--- Start Supplied information ---
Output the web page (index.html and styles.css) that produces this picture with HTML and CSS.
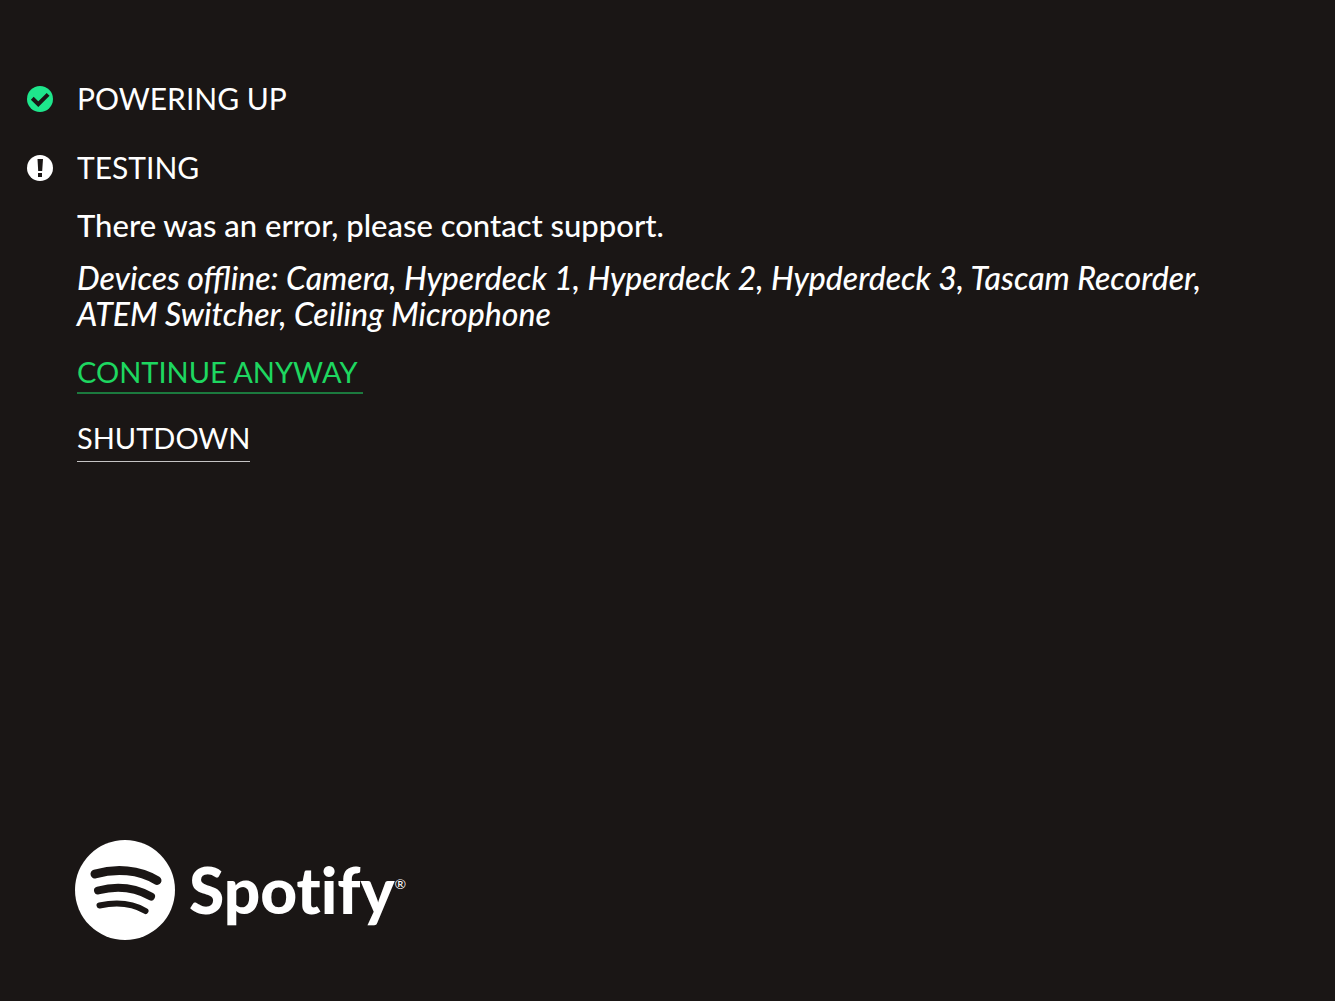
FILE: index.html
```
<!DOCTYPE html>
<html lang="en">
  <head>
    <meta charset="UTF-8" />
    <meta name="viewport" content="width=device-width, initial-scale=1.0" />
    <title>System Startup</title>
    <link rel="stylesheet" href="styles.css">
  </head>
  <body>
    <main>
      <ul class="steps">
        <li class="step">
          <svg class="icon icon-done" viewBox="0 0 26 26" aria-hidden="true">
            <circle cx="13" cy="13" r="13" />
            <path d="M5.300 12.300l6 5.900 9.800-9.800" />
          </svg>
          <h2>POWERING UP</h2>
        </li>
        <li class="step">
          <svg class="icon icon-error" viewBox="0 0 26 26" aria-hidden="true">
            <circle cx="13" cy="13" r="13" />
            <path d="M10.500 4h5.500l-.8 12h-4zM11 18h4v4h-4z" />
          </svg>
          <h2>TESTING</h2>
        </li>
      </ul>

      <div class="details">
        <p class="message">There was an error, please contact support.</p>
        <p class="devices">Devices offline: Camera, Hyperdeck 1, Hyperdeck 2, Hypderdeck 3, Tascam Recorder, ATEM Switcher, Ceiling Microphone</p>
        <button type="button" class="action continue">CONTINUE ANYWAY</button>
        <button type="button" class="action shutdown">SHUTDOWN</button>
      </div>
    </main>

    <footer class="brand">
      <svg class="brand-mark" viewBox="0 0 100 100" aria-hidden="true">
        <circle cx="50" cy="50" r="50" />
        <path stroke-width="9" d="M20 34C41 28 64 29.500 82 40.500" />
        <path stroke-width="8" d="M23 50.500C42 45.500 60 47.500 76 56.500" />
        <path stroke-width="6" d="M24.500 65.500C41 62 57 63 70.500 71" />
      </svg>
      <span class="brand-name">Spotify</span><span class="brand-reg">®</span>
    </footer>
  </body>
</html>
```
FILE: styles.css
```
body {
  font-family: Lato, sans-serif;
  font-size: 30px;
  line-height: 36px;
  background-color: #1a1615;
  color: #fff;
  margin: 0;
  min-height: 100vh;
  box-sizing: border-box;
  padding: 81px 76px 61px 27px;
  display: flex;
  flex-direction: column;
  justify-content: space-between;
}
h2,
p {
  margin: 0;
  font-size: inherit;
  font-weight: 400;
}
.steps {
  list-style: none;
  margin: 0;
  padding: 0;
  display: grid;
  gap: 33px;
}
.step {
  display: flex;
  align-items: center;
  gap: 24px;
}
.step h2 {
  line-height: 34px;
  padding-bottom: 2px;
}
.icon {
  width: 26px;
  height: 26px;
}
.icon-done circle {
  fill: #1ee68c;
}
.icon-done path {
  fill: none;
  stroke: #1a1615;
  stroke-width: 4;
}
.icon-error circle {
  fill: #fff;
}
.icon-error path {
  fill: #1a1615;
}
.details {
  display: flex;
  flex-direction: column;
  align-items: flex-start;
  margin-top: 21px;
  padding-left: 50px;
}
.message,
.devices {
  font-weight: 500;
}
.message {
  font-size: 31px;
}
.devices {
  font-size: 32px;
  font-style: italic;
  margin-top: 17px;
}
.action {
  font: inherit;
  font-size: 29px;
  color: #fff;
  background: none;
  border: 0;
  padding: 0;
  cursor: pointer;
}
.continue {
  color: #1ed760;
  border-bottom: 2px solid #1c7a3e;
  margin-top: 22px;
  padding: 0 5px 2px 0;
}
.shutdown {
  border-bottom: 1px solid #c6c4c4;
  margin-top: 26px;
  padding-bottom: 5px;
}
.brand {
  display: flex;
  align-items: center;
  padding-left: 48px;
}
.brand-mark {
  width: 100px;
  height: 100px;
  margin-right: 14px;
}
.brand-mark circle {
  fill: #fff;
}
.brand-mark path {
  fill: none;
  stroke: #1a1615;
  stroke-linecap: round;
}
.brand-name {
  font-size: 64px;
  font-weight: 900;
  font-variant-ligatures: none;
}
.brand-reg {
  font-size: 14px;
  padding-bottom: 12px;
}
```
--- End Supplied information ---
Work required - Without the pictures, write out all of the material exactly.

Response to this task -
Output the web page (index.html and styles.css) that produces this picture with HTML and CSS.
FILE: index.html
```
<!DOCTYPE html>
<html lang="en">
  <head>
    <meta charset="UTF-8" />
    <meta name="viewport" content="width=device-width, initial-scale=1.0" />
    <title>System Startup</title>
    <link rel="stylesheet" href="styles.css">
  </head>
  <body>
    <main>
      <ul class="steps">
        <li class="step">
          <svg class="icon icon-done" viewBox="0 0 26 26" aria-hidden="true">
            <circle cx="13" cy="13" r="13" />
            <path d="M5.300 12.300l6 5.900 9.800-9.800" />
          </svg>
          <h2>POWERING UP</h2>
        </li>
        <li class="step">
          <svg class="icon icon-error" viewBox="0 0 26 26" aria-hidden="true">
            <circle cx="13" cy="13" r="13" />
            <path d="M10.500 4h5.500l-.8 12h-4zM11 18h4v4h-4z" />
          </svg>
          <h2>TESTING</h2>
        </li>
      </ul>

      <div class="details">
        <p class="message">There was an error, please contact support.</p>
        <p class="devices">Devices offline: Camera, Hyperdeck 1, Hyperdeck 2, Hypderdeck 3, Tascam Recorder, ATEM Switcher, Ceiling Microphone</p>
        <button type="button" class="action continue">CONTINUE ANYWAY</button>
        <button type="button" class="action shutdown">SHUTDOWN</button>
      </div>
    </main>

    <footer class="brand">
      <svg class="brand-mark" viewBox="0 0 100 100" aria-hidden="true">
        <circle cx="50" cy="50" r="50" />
        <path stroke-width="9" d="M20 34C41 28 64 29.500 82 40.500" />
        <path stroke-width="8" d="M23 50.500C42 45.500 60 47.500 76 56.500" />
        <path stroke-width="6" d="M24.500 65.500C41 62 57 63 70.500 71" />
      </svg>
      <span class="brand-name">Spotify</span><span class="brand-reg">®</span>
    </footer>
  </body>
</html>
```
FILE: styles.css
```
body {
  font-family: Lato, sans-serif;
  font-size: 30px;
  line-height: 36px;
  background-color: #1a1615;
  color: #fff;
  margin: 0;
  min-height: 100vh;
  box-sizing: border-box;
  padding: 81px 76px 61px 27px;
  display: flex;
  flex-direction: column;
  justify-content: space-between;
}
h2,
p {
  margin: 0;
  font-size: inherit;
  font-weight: 400;
}
.steps {
  list-style: none;
  margin: 0;
  padding: 0;
  display: grid;
  gap: 33px;
}
.step {
  display: flex;
  align-items: center;
  gap: 24px;
}
.step h2 {
  line-height: 34px;
  padding-bottom: 2px;
}
.icon {
  width: 26px;
  height: 26px;
}
.icon-done circle {
  fill: #1ee68c;
}
.icon-done path {
  fill: none;
  stroke: #1a1615;
  stroke-width: 4;
}
.icon-error circle {
  fill: #fff;
}
.icon-error path {
  fill: #1a1615;
}
.details {
  display: flex;
  flex-direction: column;
  align-items: flex-start;
  margin-top: 21px;
  padding-left: 50px;
}
.message,
.devices {
  font-weight: 500;
}
.message {
  font-size: 31px;
}
.devices {
  font-size: 32px;
  font-style: italic;
  margin-top: 17px;
}
.action {
  font: inherit;
  font-size: 29px;
  color: #fff;
  background: none;
  border: 0;
  padding: 0;
  cursor: pointer;
}
.continue {
  color: #1ed760;
  border-bottom: 2px solid #1c7a3e;
  margin-top: 22px;
  padding: 0 5px 2px 0;
}
.shutdown {
  border-bottom: 1px solid #c6c4c4;
  margin-top: 26px;
  padding-bottom: 5px;
}
.brand {
  display: flex;
  align-items: center;
  padding-left: 48px;
}
.brand-mark {
  width: 100px;
  height: 100px;
  margin-right: 14px;
}
.brand-mark circle {
  fill: #fff;
}
.brand-mark path {
  fill: none;
  stroke: #1a1615;
  stroke-linecap: round;
}
.brand-name {
  font-size: 64px;
  font-weight: 900;
  font-variant-ligatures: none;
}
.brand-reg {
  font-size: 14px;
  padding-bottom: 12px;
}
```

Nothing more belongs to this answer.